860 Lake Shore Drive

Mies van der Rohe used this chair design in Philip Johnson’s New York City apartment. Donald Powell first met Philip Johnson in the early 1950s, when Johnson designed a house for the Minneapolis Institute of the Arts Director, Richard Davis, next door to the Powell family residence on the shores of Lake Minnetonka in Wayzata, Minnesota. Powell came home every day after school and checked on the progress of the house. Powell/Kleinschmidt worked with Johnson decades later when they designed the Mayer Brown & Platt offices at Johnson’s 190 S. LaSalle Street tower. When Powell told Johnson he was using the chair in his apartment in 1983, Johnson loaned one to him so that the fabricators at Interior Crafts could study it more closely. The armchair is Powell/Kleinschmidt’s own design; Mies only designed the side chair.

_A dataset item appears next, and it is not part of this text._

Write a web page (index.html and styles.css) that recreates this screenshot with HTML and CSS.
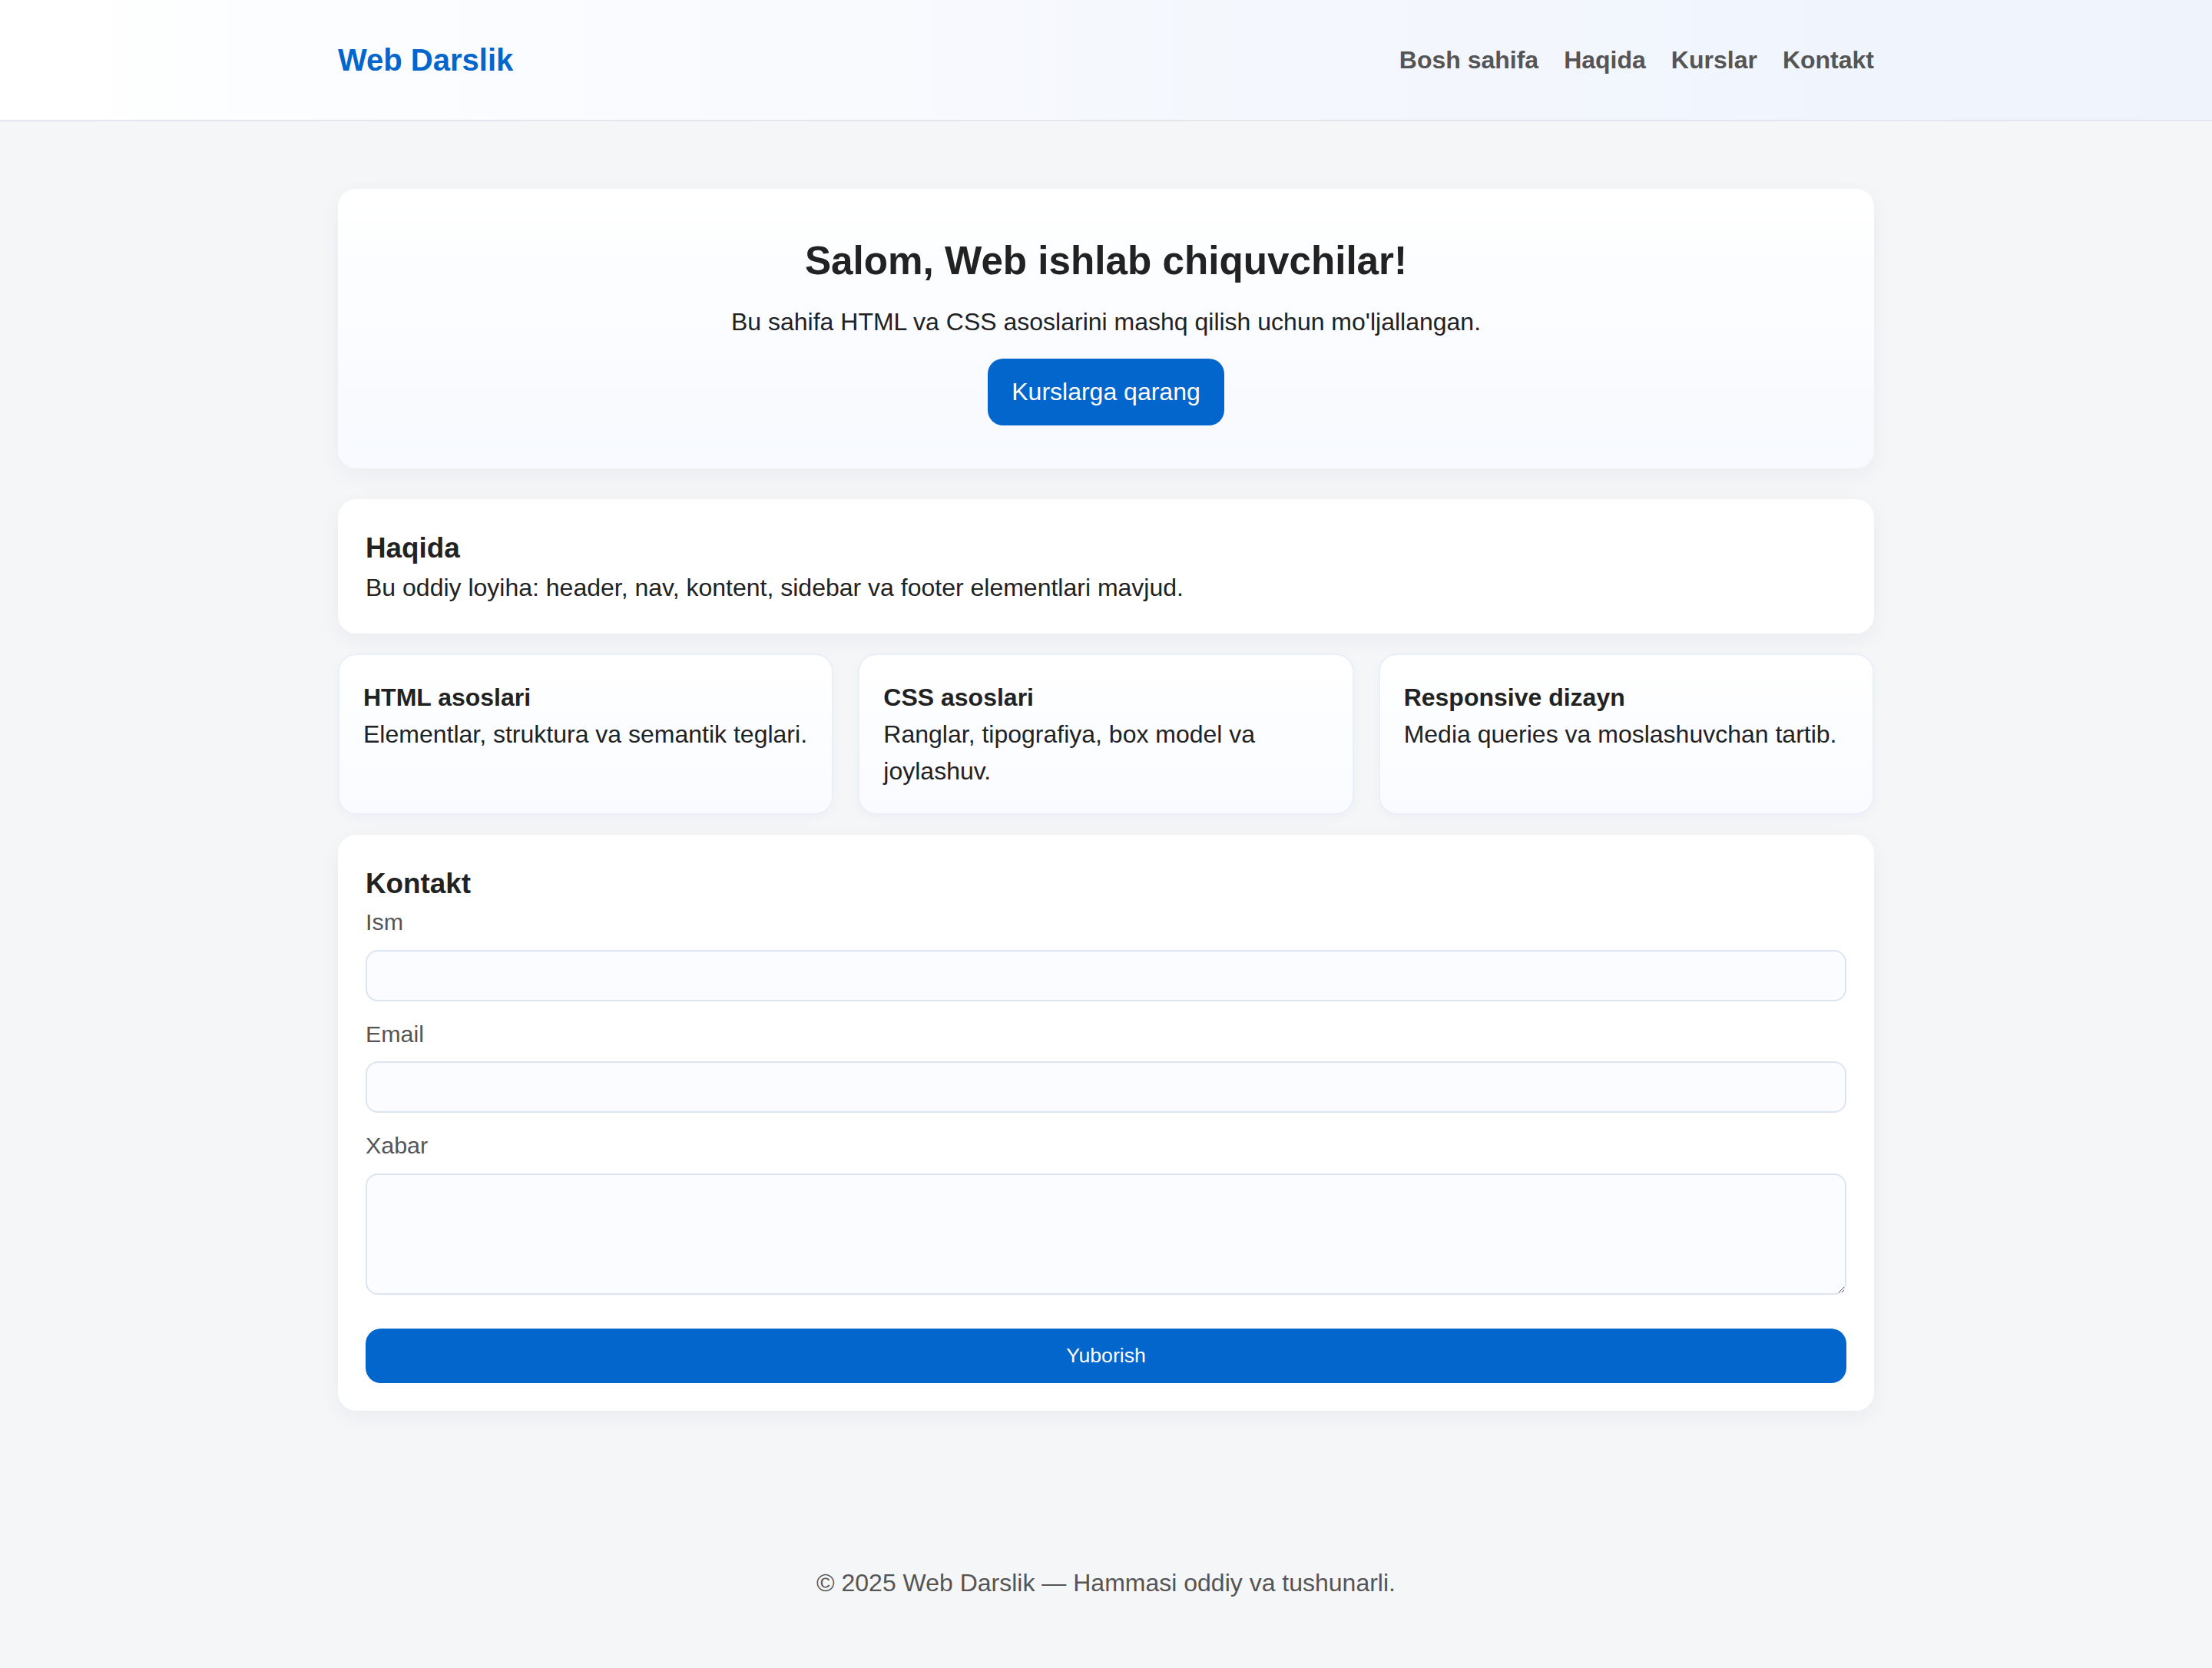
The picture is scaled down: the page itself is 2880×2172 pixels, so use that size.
FILE: index.html
```html
<!DOCTYPE html>
<html lang="uz">
<head>
<meta charset="utf-8">
<title>Web Darslik</title>
<link rel="stylesheet" href="styles.css">
</head>
<body>
<header class="site-header">
  <div class="header-inner">
    <a class="logo" href="#">Web Darslik</a>
    <nav class="nav">
      <a href="#">Bosh sahifa</a>
      <a href="#">Haqida</a>
      <a href="#">Kurslar</a>
      <a href="#">Kontakt</a>
    </nav>
  </div>
</header>
<main class="main">
  <section class="hero">
    <h1>Salom, Web ishlab chiquvchilar!</h1>
    <p>Bu sahifa HTML va CSS asoslarini mashq qilish uchun mo'ljallangan.</p>
    <div class="hero-action"><a class="btn" href="#">Kurslarga qarang</a></div>
  </section>

  <section class="panel">
    <h2>Haqida</h2>
    <p>Bu oddiy loyiha: header, nav, kontent, sidebar va footer elementlari mavjud.</p>
  </section>

  <div class="features">
    <article class="feature">
      <h3>HTML asoslari</h3>
      <p>Elementlar, struktura va semantik teglari.</p>
    </article>
    <article class="feature">
      <h3>CSS asoslari</h3>
      <p>Ranglar, tipografiya, box model va joylashuv.</p>
    </article>
    <article class="feature">
      <h3>Responsive dizayn</h3>
      <p>Media queries va moslashuvchan tartib.</p>
    </article>
  </div>

  <section class="panel panel-last">
    <h2>Kontakt</h2>
    <form class="form">
      <label for="ism">Ism</label>
      <input id="ism" type="text">
      <label for="email">Email</label>
      <input id="email" type="email">
      <label for="xabar">Xabar</label>
      <textarea id="xabar"></textarea>
      <button type="button" class="submit">Yuborish</button>
    </form>
  </section>
</main>
<footer class="footer">© 2025 Web Darslik — Hammasi oddiy va tushunarli.</footer>
</body>
</html>
```

FILE: styles.css
```css
* { box-sizing: border-box; }

body {
  margin: 0;
  background: #f5f6f8;
  font-family: "Liberation Sans", Arial, Helvetica, sans-serif;
  font-size: 32px;
  line-height: 1.5;
  color: #222;
}

.site-header {
  background: linear-gradient(90deg, #ffffff 0%, #f5f8fd 50%, #eef3fc 100%);
  border-bottom: 2px solid #e3e6ee;
}

.header-inner {
  width: 2000px;
  margin: 0 auto;
  height: 156px;
  display: flex;
  align-items: center;
  justify-content: space-between;
}

.logo {
  font-size: 40px;
  font-weight: bold;
  color: #0366cc;
  text-decoration: none;
}

.nav {
  display: flex;
  gap: 33px;
}

.nav a {
  font-size: 32px;
  font-weight: bold;
  color: #555;
  text-decoration: none;
}

.main {
  width: 2000px;
  margin: 0 auto;
  padding: 88px 0 112px;
}

.hero {
  padding: 56px;
  text-align: center;
  border-radius: 24px;
  background: linear-gradient(180deg, #ffffff 0%, #f6f9fe 100%);
  box-shadow: 0 8px 28px rgba(20, 30, 60, 0.05);
  margin-bottom: 40px;
}

.hero h1 {
  font-size: 51.2px;
  line-height: 1.5;
  margin: 0 0 16px;
}

.hero p {
  margin: 0 0 24px;
}

.hero-action {
  display: flex;
  justify-content: center;
}

.btn {
  display: block;
  padding: 19.5px 31px;
  background: #0366cc;
  color: #fff;
  line-height: 48px;
  border-radius: 20px;
  text-decoration: none;
}

.panel {
  background: #fff;
  border-radius: 24px;
  padding: 36px;
  box-shadow: 0 8px 28px rgba(20, 30, 60, 0.05);
  margin-bottom: 26px;
}

.panel-last { margin-bottom: 0; }

.panel h2 {
  font-size: 36.8px;
  line-height: 1.5;
  margin: 0;
}

.panel p { margin: 0; }

.features {
  display: grid;
  grid-template-columns: repeat(3, 1fr);
  gap: 32px;
  margin-bottom: 26px;
}

.feature {
  border: 2px solid #e9effb;
  border-radius: 24px;
  padding: 31px 31px;
  background: linear-gradient(180deg, #ffffff 0%, #f9fbff 100%);
  box-shadow: 0 4px 14px rgba(20, 30, 60, 0.03);
}

.feature h3 {
  font-size: 32px;
  line-height: 1.5;
  margin: 0;
}

.feature p { margin: 0; }

.form label {
  display: block;
  font-size: 30.4px;
  line-height: 1.5;
  color: #555;
  margin-bottom: 13px;
}

.form input,
.form textarea {
  display: block;
  width: 100%;
  height: 67px;
  padding: 13px 20px;
  border: 2px solid #dde5f1;
  border-radius: 16px;
  background: #fafcff;
  font-family: "Liberation Sans", Arial, sans-serif;
  font-size: 32px;
  color: #222;
  margin: 0 0 20px;
}

.form textarea {
  height: 158px;
  resize: vertical;
  margin-bottom: 44px;
}

.submit {
  display: block;
  width: 100%;
  padding: 20px;
  border: none;
  border-radius: 20px;
  background: #0366cc;
  color: #fff;
  font-family: "Liberation Sans", Arial, sans-serif;
  font-size: 26.67px;
  line-height: normal;
}

.footer {
  text-align: center;
  color: #555;
  padding: 88px 0;
}
```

Image courtesy of Jon Miller (c) Hedrich Blessing

Ludwig Mies van der Rohe

Ludwig Mies van der Rohe is one of the most celebrated modernist architects of the twentieth century, known for developing the International Style in Germany and abroad, which emphasized function, balance, clean lines and the use of glass and steel.

Mies van der Rohe was born in 1886 in Aachen, Germany, a center of heavy industry. His father was a stonecutter and Mies, who was never formally trained in architecture, often worked with his father, developing his exceptional sensitivity to materials at a young age. At 15, he apprenticed with several architectural firms in Aachen, and in 1905 he moved to Berlin to work for architect and furniture designer Bruno Paul. He received his first independent commission in 1907, the Riehl House in Postdam, and it caught the attention of Peter Behrens, the most progressive architect of the era. Mies joined the firm, where he met Le Corbusier and Walter Gropius, who were also working under Behrens. From 1915 to 1918, he served in the war and, upon returning to Berlin, became involved in the very active artistic scene of the 1920s, when Bauhaus De Stijl and Expressionism were all emerging. In 1924, Mies met Lilly Reich, whom he collaborated and was involved with for many years; together, they designed the Barcelona chair, which debuted at the Mies-designed Germany pavilion for the World’s Fair in 1929 and is now regarded as one of the most iconic designs of the modern era.